Baidu’s ratings profile is the same as Alibaba and JD. It has the lowest quant score among the five watchlist members at 2.76 though the small differences at the one decimal place magnitude most probably aren’t meaningful.

Source: Seeking Alpha Premium

BIDU’s factor grades aren’t remarkable but it’s worthy to point out that all five watchlist members have at least an A- for profitability.

Source: Seeking Alpha Premium

In the same industry and sector as Tencent, Baidu ranks lower for both. Baidu is ranked 24 out of 50 companies in the Interactive Media and Services industry. It is ranked 131 out of 206 companies in the Communication Services sector.

Bottom Line

Of course, for the fundamentals (and quant ratings) to matter, I believe market players need to be convinced that Beijing is not out to ‘kill’ the private sector and U.S.-China tensions should ameliorate substantially. On the former, it is important to realize that regulators around the world are studying how to rein in the big tech companies, particularly on antitrust matters. Beijing is not alone.

News of U.S. and foreign governments considering ways to penalize Facebook, Alphabet’s Google, and Amazon among others, make the headlines every week. However, because the Chinese government managed to get its message across to the companies quickly and imposed penalties effectively soon after announcing investigations on the offending parties, market players deemed Beijing as anti-capitalist, that they are going to nationalize the private enterprises.

Several readers shared that their reluctance in investing in Chinese stocks stemmed from what they deemed as a one-man rule in China making their stock analysis meaningless. If the Chinese president can arbitrarily ‘attack’ the companies on a whim, all bets are off.

However, while there may have been a sea (Xi) change since Xi Jinping became China’s leader, it’s not like he can always bulldoze his way through all policies. A recent Nikkei article noted “an unusual commentary was published in the People’s Daily, the mouthpiece of the Chinese Communist Party.” The commentary was a rare piece with no mention of Xi, the party’s general secretary and China’s president.

In the eyes of those who believe Xi is out to proclaim he’s a more paramount leader than Deng Xiaoping, it must seem outrageous that the commentary even heaped praise on the latter and referred to him by name nine times. In fact, in the Chinese Communist Party’s third resolution since its founding 100 years ago which was adopted in November, Deng Xiaoping’s program of market liberalization known as “reform and opening” was extensively attributed as a key driver for China’s success.

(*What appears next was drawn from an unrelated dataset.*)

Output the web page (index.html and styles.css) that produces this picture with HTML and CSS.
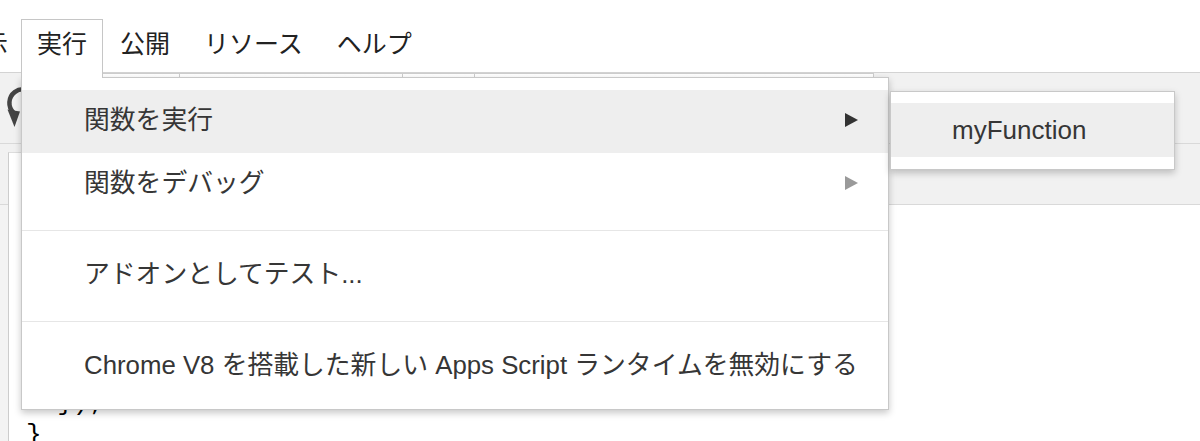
FILE: index.html
```html
<!DOCTYPE html>
<html lang="ja">
<head>
<meta charset="utf-8">
<title>Apps Script</title>
<link rel="stylesheet" href="styles.css">
</head>
<body>
<div class="menubar">
  <div class="mb-item mb-cut">表示</div>
  <div class="mb-item mb-active">実行</div>
  <div class="mb-item">公開</div>
  <div class="mb-item">リソース</div>
  <div class="mb-item">ヘルプ</div>
</div>
<div class="toolbar">
  <div class="tb-icon">
    <svg width="60" height="60" viewBox="0 0 60 60">
      <path d="M34.7 23.25 A13.5 13.5 0 1 0 13.5 39.5" fill="none" stroke="#444" stroke-width="4.5"/>
      <polygon points="7.5,36.5 20,38.5 14.5,54" fill="#444"/>
    </svg>
  </div>
  <div class="tb-btn b1"></div>
  <div class="tb-btn b2"></div>
  <div class="tb-btn b3"></div>
  <div class="tb-btn b4"></div>
</div>
<div class="tabstrip"><div class="filetab"></div></div>
<div class="workspace">
  <div class="gutter"></div>
  <div class="editor"><pre class="code">





  });
}</pre></div>
</div>

<div class="menu">
  <div class="menu-item active"><span class="label">関数を実行</span><svg class="arrow" width="13" height="14" viewBox="0 0 13 14"><polygon points="0,0 13,7 0,14" fill="#333"/></svg></div>
  <div class="menu-item"><span class="label">関数をデバッグ</span><svg class="arrow" width="13" height="14" viewBox="0 0 13 14"><polygon points="0,0 13,7 0,14" fill="#9a9a9a"/></svg></div>
  <div class="menu-sep"></div>
  <div class="menu-item"><span class="label">アドオンとしてテスト...</span></div>
  <div class="menu-sep"></div>
  <div class="menu-item"><span class="label">Chrome V8 を搭載した新しい Apps Script ランタイムを無効にする</span></div>
</div>
<div class="submenu">
  <div class="sub-item">myFunction</div>
</div>
</body>
</html>
```
FILE: styles.css
```css
html, body {
  margin: 0;
  padding: 0;
}
body {
  width: 1200px;
  height: 441px;
  overflow: hidden;
  background: #fff;
  font-family: "Liberation Sans", "Noto Sans CJK JP", sans-serif;
}

.menubar {
  display: flex;
  align-items: flex-start;
  box-sizing: border-box;
  height: 72px;
  padding-top: 19px;
  white-space: nowrap;
}
.mb-item {
  box-sizing: border-box;
  height: 53px;
  line-height: 50px;
  padding: 0 17px;
  font-size: 25px;
  color: #222;
}
.mb-cut {
  margin-left: -59px;
  padding-right: 13px;
}
.mb-active {
  position: relative;
  z-index: 5;
  height: 59px;
  padding: 0 15px;
  background: #fff;
  border: 1px solid #c6c6c6;
  border-bottom: none;
  line-height: 49px;
}

.toolbar {
  display: flex;
  align-items: flex-start;
  box-sizing: border-box;
  height: 72px;
  background: #f1f1f1;
  border-top: 1px solid #d3d3d3;
  border-bottom: 1px solid #d9d9d9;
}
.tb-icon {
  width: 60px;
  height: 60px;
  flex: none;
}
.tb-icon svg {
  display: block;
}
.tb-btn {
  box-sizing: border-box;
  height: 56px;
  margin-left: -1px;
  border: 1px solid #cdcdcd;
  background: linear-gradient(#ffffff, #f3f3f3);
  flex: none;
}
.b1 { width: 121px; }
.b2 { width: 224px; }
.b3 { width: 73px; }
.b4 { width: 400px; }

.tabstrip {
  box-sizing: border-box;
  height: 61px;
  background: #f1f1f1;
  border-bottom: 1px solid #d9d9d9;
  padding: 8px 0 0 8px;
}
.filetab {
  box-sizing: border-box;
  width: 240px;
  height: 53px;
  background: #fff;
  border-left: 1px solid #cccccc;
  border-top: 1px solid #dddddd;
  border-right: 1px solid #dddddd;
}

.workspace {
  display: flex;
  height: 236px;
}
.gutter {
  width: 8px;
  flex: none;
  background: #f3f3f3;
  border-right: 1px solid #cccccc;
}
.editor {
  flex: 1;
  background: #fff;
}
.code {
  margin: 0;
  padding: 22px 0 0 17px;
  font-family: "Liberation Mono", monospace;
  font-size: 26px;
  line-height: 32px;
  color: #000;
}

.menu {
  position: absolute;
  left: 21px;
  top: 77px;
  z-index: 4;
  box-sizing: border-box;
  width: 868px;
  padding: 12px 0 11px;
  background: #fff;
  border: 1px solid #c8c8c8;
  box-shadow: 0 3px 7px rgba(0, 0, 0, 0.22);
}
.menu-item {
  display: flex;
  align-items: center;
  justify-content: space-between;
  height: 63px;
  padding: 0 30px 0 62px;
  font-size: 25.8px;
  color: #363636;
  white-space: nowrap;
}
.menu-item .label {
  margin-bottom: 8px;
}
.menu-item.active {
  background: #eeeeee;
}
.arrow {
  display: block;
  flex: none;
  margin-bottom: 3px;
}
.menu-sep {
  height: 1px;
  margin: 14px 0 13px;
  background: #e6e6e6;
}

.submenu {
  position: absolute;
  left: 890px;
  top: 91px;
  z-index: 6;
  box-sizing: border-box;
  width: 285px;
  padding: 11px 0 12px;
  background: #fff;
  border: 1px solid #c8c8c8;
  box-shadow: 0 3px 7px rgba(0, 0, 0, 0.22);
}
.sub-item {
  height: 54px;
  line-height: 54px;
  padding-left: 61px;
  background: #eeeeee;
  font-size: 26px;
  color: #363636;
}
```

The third resolution was adopted at the Sixth Plenum of the Communist Party’s 19th Central Committee, an event that received generous media coverage globally in the weeks prior. The phrase “reform and opening” was mentioned 29 times, a clear repudiation to analysts who claimed that Xi would downplay Deng’s achievements and make known his desire to reverse the market liberalization.

The full text of the third resolution cited Xi’s acknowledgment of reform and opening in a 2018 speech marking the 40th anniversary of the launch of that policy at the 1978 Third Plenum:

“On the 40th anniversary of the launch of reform and opening up, the Party held a grand ceremony to mark this important event. In his address at the ceremony, Comrade Xi Jinping reviewed the great achievements made and valuable experience accumulated over those four decades. He stressed that reform and opening up represented a great awakening for the Party and a great revolution in the history of the Chinese nation’s development, and he called for continued efforts to see this process through.”

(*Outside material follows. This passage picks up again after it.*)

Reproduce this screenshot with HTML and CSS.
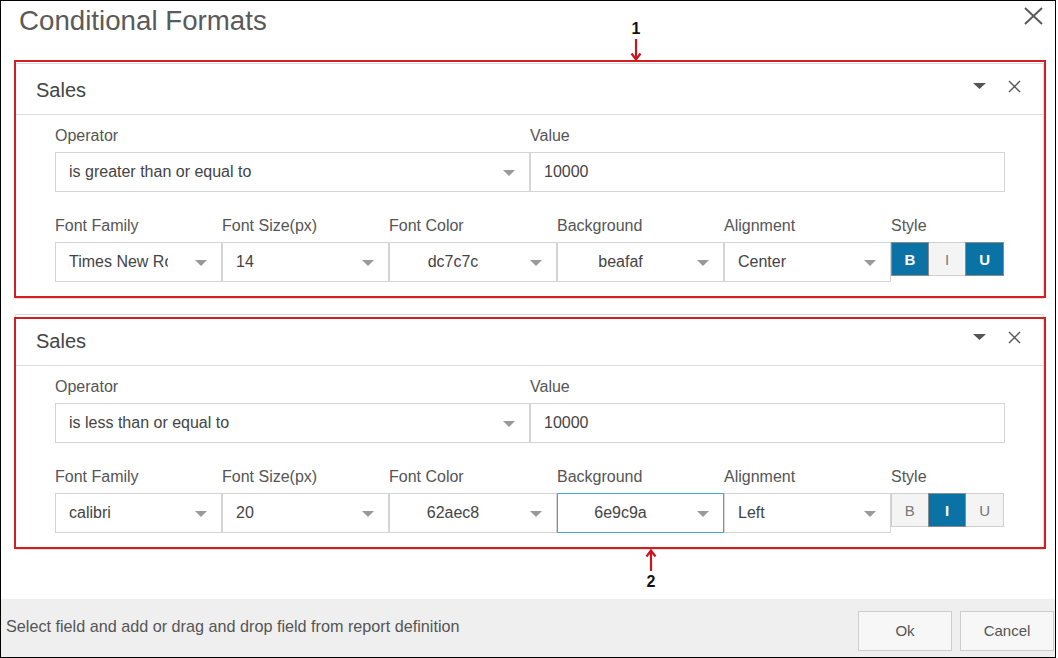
FILE: index.html
```html
<!DOCTYPE html>
<html>
<head>
<meta charset="utf-8">
<link rel="stylesheet" href="styles.css">
</head>
<body>
<div class="dialog">
  <div class="title-bar">
    <span class="title">Conditional Formats</span>
    <svg class="big-x" width="19" height="18" viewBox="0 0 19 18"><path d="M1 1 L18 17 M18 1 L1 17" stroke="#5a5a5a" stroke-width="2" fill="none"/></svg>
  </div>

  <div class="content">
    <div class="panel panel-a">
      <div class="panel-head">
        <span class="panel-title">Sales</span>
        <div class="head-icons">
          <svg width="13" height="6" viewBox="0 0 13 6"><path d="M0 0 H13 L6.5 6 Z" fill="#555"/></svg>
          <svg width="13" height="13" viewBox="0 0 13 13"><path d="M1 1 L12 12 M12 1 L1 12" stroke="#555" stroke-width="1.4" fill="none"/></svg>
        </div>
      </div>
      <div class="panel-body">
        <div class="row row-two">
          <div class="field"><label class="lbl">Operator</label>
            <div class="select"><span class="sel-text">is greater than or equal to</span><span class="caret"></span></div></div>
          <div class="field"><label class="lbl">Value</label>
            <div class="input">10000</div></div>
        </div>
        <div class="row row-six">
          <div class="field"><label class="lbl">Font Family</label>
            <div class="select"><span class="sel-text clip">Times New Roman</span><span class="caret gap"></span></div></div>
          <div class="field"><label class="lbl">Font Size(px)</label>
            <div class="select"><span class="sel-text">14</span><span class="caret"></span></div></div>
          <div class="field"><label class="lbl">Font Color</label>
            <div class="select"><span class="sel-text center">dc7c7c</span><span class="caret gap"></span></div></div>
          <div class="field"><label class="lbl">Background</label>
            <div class="select"><span class="sel-text center">beafaf</span><span class="caret gap"></span></div></div>
          <div class="field"><label class="lbl">Alignment</label>
            <div class="select"><span class="sel-text">Center</span><span class="caret"></span></div></div>
          <div class="field"><label class="lbl">Style</label>
            <div class="style-group">
              <span class="sbtn active">B</span><span class="sbtn">I</span><span class="sbtn active">U</span>
            </div></div>
        </div>
      </div>
    </div>

    <div class="panel panel-b">
      <div class="panel-head">
        <span class="panel-title">Sales</span>
        <div class="head-icons">
          <svg width="13" height="6" viewBox="0 0 13 6"><path d="M0 0 H13 L6.5 6 Z" fill="#555"/></svg>
          <svg width="13" height="13" viewBox="0 0 13 13"><path d="M1 1 L12 12 M12 1 L1 12" stroke="#555" stroke-width="1.4" fill="none"/></svg>
        </div>
      </div>
      <div class="panel-body">
        <div class="row row-two">
          <div class="field"><label class="lbl">Operator</label>
            <div class="select"><span class="sel-text">is less than or equal to</span><span class="caret"></span></div></div>
          <div class="field"><label class="lbl">Value</label>
            <div class="input">10000</div></div>
        </div>
        <div class="row row-six">
          <div class="field"><label class="lbl">Font Family</label>
            <div class="select"><span class="sel-text clip">calibri</span><span class="caret gap"></span></div></div>
          <div class="field"><label class="lbl">Font Size(px)</label>
            <div class="select"><span class="sel-text">20</span><span class="caret"></span></div></div>
          <div class="field"><label class="lbl">Font Color</label>
            <div class="select"><span class="sel-text center">62aec8</span><span class="caret gap"></span></div></div>
          <div class="field"><label class="lbl">Background</label>
            <div class="select focused"><span class="sel-text center">6e9c9a</span><span class="caret gap"></span></div></div>
          <div class="field"><label class="lbl">Alignment</label>
            <div class="select"><span class="sel-text">Left</span><span class="caret"></span></div></div>
          <div class="field"><label class="lbl">Style</label>
            <div class="style-group">
              <span class="sbtn">B</span><span class="sbtn active">I</span><span class="sbtn">U</span>
            </div></div>
        </div>
      </div>
    </div>
  </div>

  <div class="footer">
    <span class="hint">Select field and add or drag and drop field from report definition</span>
    <div class="footer-buttons">
      <button class="btn">Ok</button>
      <button class="btn">Cancel</button>
    </div>
  </div>

  <div class="note note-1">
    <span class="note-num">1</span>
    <svg width="12" height="22" viewBox="0 0 12 22"><path d="M6 0 V20 M1.5 14.5 L6 20.5 L10.5 14.5" stroke="#c8161d" stroke-width="2.2" fill="none"/></svg>
  </div>
  <div class="note note-2">
    <svg width="12" height="22" viewBox="0 0 12 22"><path d="M6 22 V2 M1.5 7.5 L6 1.5 L10.5 7.5" stroke="#c8161d" stroke-width="2.2" fill="none"/></svg>
    <span class="note-num">2</span>
  </div>
</div>
</body>
</html>
```

FILE: styles.css
```css
* { box-sizing: border-box; }
html, body { margin: 0; padding: 0; background: #fff; }
body { font-family: "Liberation Sans", Arial, sans-serif; color: #555; }

.dialog {
  position: relative;
  width: 1056px;
  height: 658px;
  border: 1px solid #000;
  display: flex;
  flex-direction: column;
  background: #fff;
}

.title-bar {
  height: 40px;
  display: flex;
  align-items: center;
  justify-content: space-between;
  padding: 0 12px 0 18px;
}
.title { font-size: 27.7px; color: #5a5a5a; line-height: 40px; }
.big-x { align-self: flex-start; margin-top: 6px; }

.content {
  padding: 22px 11px 0 14px;
  display: flex;
  flex-direction: column;
  gap: 15px;
}

.panel {
  position: relative;
  border: 1px solid #dcdcdc;
  background: #fff;
}
.panel::after {
  content: "";
  position: absolute;
  border: 2px solid #d3201f;
  pointer-events: none;
}
.panel-a::after { top: -4px; left: -2px; right: -3px; bottom: 0px; }
.panel-b::after { top: 2px; left: -2px; right: -3px; bottom: 0px; }

.panel-head {
  height: 50px;
  border-bottom: 1px solid #dcdcdc;
  display: flex;
  align-items: center;
  justify-content: space-between;
  padding: 0 22px 0 20px;
  box-sizing: content-box;
}
.panel-title { font-size: 20px; color: #444; margin-top: 2px; }
.head-icons { display: flex; align-items: center; gap: 22px; margin-top: -6px; }
.head-icons svg { display: block; }

.panel-body { padding: 11px 38px 16px 39px; }

.row { display: grid; }
.row-two { grid-template-columns: 475px 475px; }
.row-six { grid-template-columns: 167px 167px 168px 167px 167px 113px; margin-top: 24px; }

.field { display: flex; flex-direction: column; min-width: 0; }
.lbl { font-size: 16px; line-height: 20px; height: 20px; margin-bottom: 6px; color: #555; }

.select, .input {
  height: 40px;
  border: 1px solid #d4d4d4;
  display: flex;
  align-items: center;
  padding: 0 14px 0 13px;
  font-size: 16px;
  color: #444;
  background: #fff;
  white-space: nowrap;
}
.select.focused { border-color: #45a5dd; }
.sel-text { flex: 1; overflow: hidden; white-space: nowrap; min-width: 0; }
.sel-text.center { text-align: center; }
.caret {
  width: 0; height: 0;
  border-left: 6px solid transparent;
  border-right: 6px solid transparent;
  border-top: 6px solid #999;
  flex: none;
  margin-top: 2px;
}
.caret.gap { margin-left: 27px; }

.style-group { display: flex; height: 34px; }
.sbtn {
  width: 37.7px;
  height: 34px;
  display: flex;
  align-items: center;
  justify-content: center;
  font-size: 15px;
  color: #777;
  background: #f4f4f4;
  border: 1px solid #cfcfcf;
}
.sbtn + .sbtn { margin-left: -1px; width: 38.6px; }
.sbtn.active {
  background: #0b72a6;
  color: #fff;
  font-weight: bold;
  border-color: #8a8a8a;
  position: relative;
}

.footer {
  margin-top: auto;
  height: 58px;
  background: #efefef;
  display: flex;
  align-items: center;
  justify-content: space-between;
  padding: 0 1px 0 5px;
}
.hint { font-size: 16.2px; color: #555; margin-top: -3px; }
.footer-buttons { display: flex; gap: 8px; margin-top: 5px; }
.btn {
  width: 94px;
  height: 40px;
  border: 1px solid #cdcdcd;
  background: #f7f7f7;
  font-family: "Liberation Sans", Arial, sans-serif;
  font-size: 15px;
  color: #555;
  padding: 0;
}

.note {
  position: absolute;
  display: flex;
  flex-direction: column;
  align-items: center;
}
.note svg { display: block; }
.note-num { font-size: 16px; font-weight: bold; color: #111; line-height: 16px; }
.note-1 { left: 629px; top: 20px; gap: 2px; }
.note-2 { left: 644px; top: 548px; gap: 3px; }
```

In short, it seems Beijing is not reversing its policy and going on a campaign to nationalize private entities as some critics charged. Even if Xi Jinping does have strong statist tendencies, the third resolution suggests a powerful pro-market faction exists within the party leadership to restrain the president.

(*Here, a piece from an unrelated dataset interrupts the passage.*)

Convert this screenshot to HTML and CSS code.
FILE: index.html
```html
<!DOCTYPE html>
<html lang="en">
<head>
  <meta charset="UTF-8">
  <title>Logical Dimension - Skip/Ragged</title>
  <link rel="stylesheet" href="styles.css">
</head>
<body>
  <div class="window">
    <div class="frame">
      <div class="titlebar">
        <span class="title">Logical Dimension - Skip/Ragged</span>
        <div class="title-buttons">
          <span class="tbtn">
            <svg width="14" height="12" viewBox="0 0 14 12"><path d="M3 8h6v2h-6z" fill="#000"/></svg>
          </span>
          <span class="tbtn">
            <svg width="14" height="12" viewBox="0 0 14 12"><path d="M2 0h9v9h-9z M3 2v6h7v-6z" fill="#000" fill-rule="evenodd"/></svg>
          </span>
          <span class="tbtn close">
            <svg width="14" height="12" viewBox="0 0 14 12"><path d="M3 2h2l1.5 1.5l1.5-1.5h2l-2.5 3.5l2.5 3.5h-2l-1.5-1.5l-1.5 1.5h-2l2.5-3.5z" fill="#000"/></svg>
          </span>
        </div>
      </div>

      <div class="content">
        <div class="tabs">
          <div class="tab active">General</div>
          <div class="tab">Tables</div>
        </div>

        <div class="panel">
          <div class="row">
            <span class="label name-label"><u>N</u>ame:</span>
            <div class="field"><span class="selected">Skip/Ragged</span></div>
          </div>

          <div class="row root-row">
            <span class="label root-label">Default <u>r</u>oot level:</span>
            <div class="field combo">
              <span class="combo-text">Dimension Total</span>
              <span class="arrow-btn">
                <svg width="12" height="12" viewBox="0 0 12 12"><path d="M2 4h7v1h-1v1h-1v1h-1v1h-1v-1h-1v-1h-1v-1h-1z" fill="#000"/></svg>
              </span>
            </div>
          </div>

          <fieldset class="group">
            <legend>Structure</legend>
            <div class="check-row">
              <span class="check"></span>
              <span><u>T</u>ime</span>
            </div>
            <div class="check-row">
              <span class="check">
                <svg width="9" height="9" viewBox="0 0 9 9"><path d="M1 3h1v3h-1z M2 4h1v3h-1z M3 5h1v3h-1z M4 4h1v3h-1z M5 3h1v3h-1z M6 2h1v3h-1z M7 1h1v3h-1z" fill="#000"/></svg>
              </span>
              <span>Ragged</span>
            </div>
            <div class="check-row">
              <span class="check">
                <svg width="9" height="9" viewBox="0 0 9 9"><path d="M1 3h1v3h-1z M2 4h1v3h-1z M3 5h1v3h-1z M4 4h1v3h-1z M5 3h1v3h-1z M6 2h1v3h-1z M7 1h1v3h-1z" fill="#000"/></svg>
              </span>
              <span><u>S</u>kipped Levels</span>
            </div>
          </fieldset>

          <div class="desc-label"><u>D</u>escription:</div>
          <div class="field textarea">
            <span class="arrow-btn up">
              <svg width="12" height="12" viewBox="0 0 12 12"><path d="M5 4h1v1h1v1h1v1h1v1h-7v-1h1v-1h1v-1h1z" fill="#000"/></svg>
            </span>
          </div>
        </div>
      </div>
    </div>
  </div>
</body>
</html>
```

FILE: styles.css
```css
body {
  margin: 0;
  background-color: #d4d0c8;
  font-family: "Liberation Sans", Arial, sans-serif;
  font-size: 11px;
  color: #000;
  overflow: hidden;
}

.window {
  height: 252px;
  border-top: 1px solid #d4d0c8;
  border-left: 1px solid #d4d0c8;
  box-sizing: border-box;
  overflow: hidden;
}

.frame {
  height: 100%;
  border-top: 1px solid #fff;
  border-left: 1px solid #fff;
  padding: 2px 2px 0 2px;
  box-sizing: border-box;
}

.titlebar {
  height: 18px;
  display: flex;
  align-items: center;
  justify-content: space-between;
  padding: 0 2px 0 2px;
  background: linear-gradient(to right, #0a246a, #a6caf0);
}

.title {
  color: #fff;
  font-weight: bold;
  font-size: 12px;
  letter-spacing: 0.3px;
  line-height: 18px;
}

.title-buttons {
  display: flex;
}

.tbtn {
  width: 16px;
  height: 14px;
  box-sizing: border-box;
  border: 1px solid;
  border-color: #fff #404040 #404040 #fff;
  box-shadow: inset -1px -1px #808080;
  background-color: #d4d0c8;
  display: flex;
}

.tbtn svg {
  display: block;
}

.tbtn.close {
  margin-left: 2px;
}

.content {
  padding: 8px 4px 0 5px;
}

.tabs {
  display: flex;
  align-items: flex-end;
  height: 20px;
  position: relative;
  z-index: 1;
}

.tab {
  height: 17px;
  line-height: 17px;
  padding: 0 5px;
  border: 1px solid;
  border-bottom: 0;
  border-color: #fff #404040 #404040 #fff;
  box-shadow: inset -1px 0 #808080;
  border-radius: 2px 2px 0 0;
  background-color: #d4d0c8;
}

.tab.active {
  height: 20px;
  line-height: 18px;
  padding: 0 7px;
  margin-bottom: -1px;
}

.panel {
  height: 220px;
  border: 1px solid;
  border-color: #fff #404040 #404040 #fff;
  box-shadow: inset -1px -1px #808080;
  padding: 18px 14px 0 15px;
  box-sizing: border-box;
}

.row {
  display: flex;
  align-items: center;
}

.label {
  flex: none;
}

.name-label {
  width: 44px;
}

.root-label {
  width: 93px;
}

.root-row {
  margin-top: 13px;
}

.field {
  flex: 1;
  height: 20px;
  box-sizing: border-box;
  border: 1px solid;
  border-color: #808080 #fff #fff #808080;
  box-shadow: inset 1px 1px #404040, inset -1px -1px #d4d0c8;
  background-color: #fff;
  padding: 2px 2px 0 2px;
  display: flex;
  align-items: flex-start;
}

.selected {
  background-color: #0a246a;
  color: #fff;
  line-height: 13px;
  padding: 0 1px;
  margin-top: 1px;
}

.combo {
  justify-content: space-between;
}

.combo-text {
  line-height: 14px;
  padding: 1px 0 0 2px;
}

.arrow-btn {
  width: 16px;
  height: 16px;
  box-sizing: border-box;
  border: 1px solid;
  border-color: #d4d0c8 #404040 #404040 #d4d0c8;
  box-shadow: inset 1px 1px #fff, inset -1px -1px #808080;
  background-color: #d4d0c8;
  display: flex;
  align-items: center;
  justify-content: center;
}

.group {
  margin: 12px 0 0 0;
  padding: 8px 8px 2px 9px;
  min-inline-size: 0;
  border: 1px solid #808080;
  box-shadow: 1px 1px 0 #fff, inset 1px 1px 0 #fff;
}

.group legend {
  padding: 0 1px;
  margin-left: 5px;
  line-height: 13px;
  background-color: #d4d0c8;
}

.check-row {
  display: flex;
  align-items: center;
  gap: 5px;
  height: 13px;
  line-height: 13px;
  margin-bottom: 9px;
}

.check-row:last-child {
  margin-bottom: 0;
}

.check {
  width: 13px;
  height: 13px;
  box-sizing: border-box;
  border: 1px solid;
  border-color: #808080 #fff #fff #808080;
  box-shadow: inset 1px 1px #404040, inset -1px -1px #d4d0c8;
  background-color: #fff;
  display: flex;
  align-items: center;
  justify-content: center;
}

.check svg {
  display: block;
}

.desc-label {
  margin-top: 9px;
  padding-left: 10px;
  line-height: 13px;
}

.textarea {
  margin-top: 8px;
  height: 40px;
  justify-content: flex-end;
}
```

Meanwhile, investment experts are seeing signs of the heavy-handed crackdown ameliorating in 2022. Thomas Poullaouec, head of Asia-Pacific multi-asset solutions at T. Rowe Price, said in a note to clients that Beijing has “hinted it would go easier on regulating big private sector players” and that “excessive capital growth may instead be curbed through other mechanism.”

I have long argued that regulatory crackdowns may not always be detrimental to the Chinese big tech. I mentioned earlier that many small players could not survive the regulatory winter, leaving the larger companies like Tencent and Alibaba to pick up market share.

Of the five watchlist members, I rank Alibaba Group on top. Incidentally, BABA stock has the highest upside (64.2 percent) based on the consensus Wall Street analyst price target.

In mid-December, I argue in Alibaba: ‘New’ Risk Was Hiding In Plain Sight that the investment blacklist that has ensnared hundreds of Chinese entities is the big hairy monster that BABA shareholders should be in full alert of. Well, if I am wrong about this, and I am often wrong, BABA stock could enjoy a reversal of its downtrend for a prosperous 2022 and beyond.

Last week’s news about Alibaba discussing a sale of its 30 percent stake in Weibo to a state-owned media company could mark the beginning of its divestment phase. Shedding non-core assets would make Alibaba less of a regulatory target and enables the company to redeploy the funds for more productive purposes. I believe this is a key area that shareholders should monitor.